Demiryolu ve ticari kamyonlar gibi uygulamalarda, “Yakıt istasyonları daha seyrek olabilir. Yakıt doldurma tesislerinin her köşede olması gerekmez. Bu uygulamalar için hidrojenle karbonsuzlaşma fırsatı gerçekten var,” diye açıklıyor.
Hidrojenli Araçların Geleceği
Paltsev, “Önümüzdeki bir yıl ya da beş yıl içinde büyük bir değişiklik olmayacak, ancak hidrojenli araçlar için daha parlak yollar var,” diyor. Hidrojen, ağır taşıma ve sanayi gibi ekonominin diğer alanlarında enerji ihtiyaçlarının daha büyük bir kaynağı haline gelirse, yakıt ve altyapı zorlukları daha kolay çözülebilir.
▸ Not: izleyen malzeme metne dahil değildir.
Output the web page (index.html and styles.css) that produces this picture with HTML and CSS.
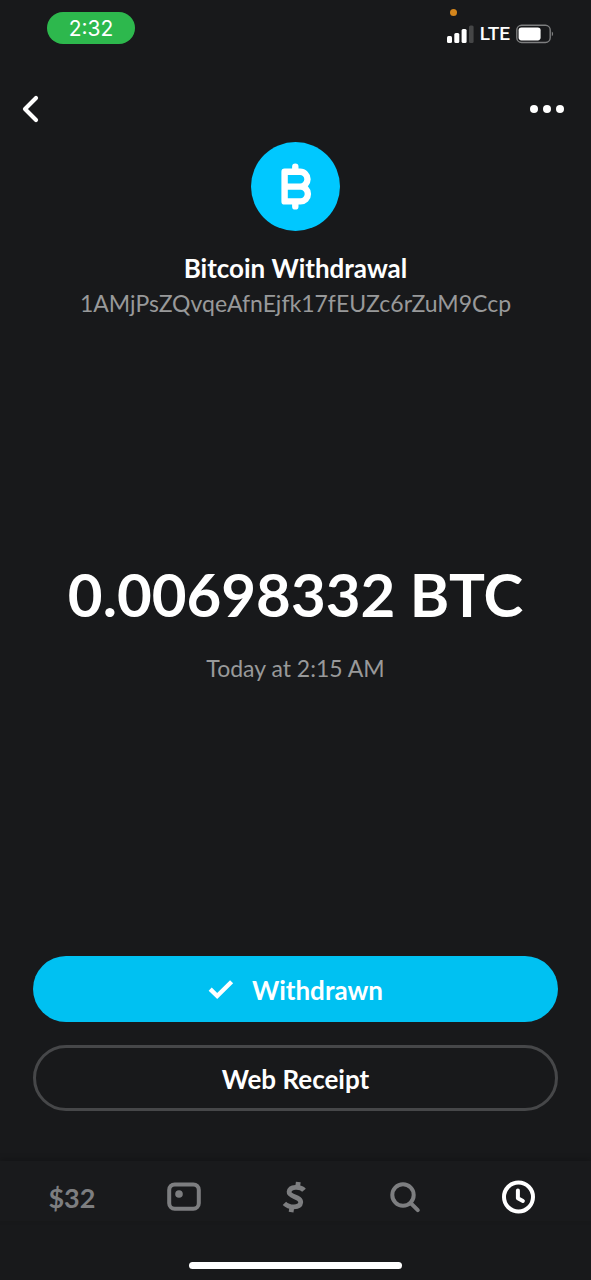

Hidrojenli araçların ekonomisi, dünyanın bazı bölgelerinde daha cazip hale gelebilir. Örneğin, elektrik maliyetlerinin yüksek olduğu Japonya’da hidrojen daha avantajlı olabilir. Ayrıca, BMW ve Toyota’nın yakın zamanda duyurduğu iş birliği, hidrojenli yolcu araçlarına olan yatırımın sürdüğünü gösteriyor. İki şirket, 2028’de bir BMW hidrojen üretim aracını piyasaya süreceklerini açıkladı.
Hidrojenli yolcu araçlarının mevcut zorlukları, bu teknolojiden tamamen vazgeçmek için bir neden değil. Paltsev, “Gelecekte birçok başka nedenle buna ihtiyaç duyabiliriz,” diyerek, jeopolitik sorunların bataryalar için gerekli hammaddelere erişimi zorlaştırabileceğini ve hidrojenli araçları daha ekonomik hale getirebileceğini belirtiyor.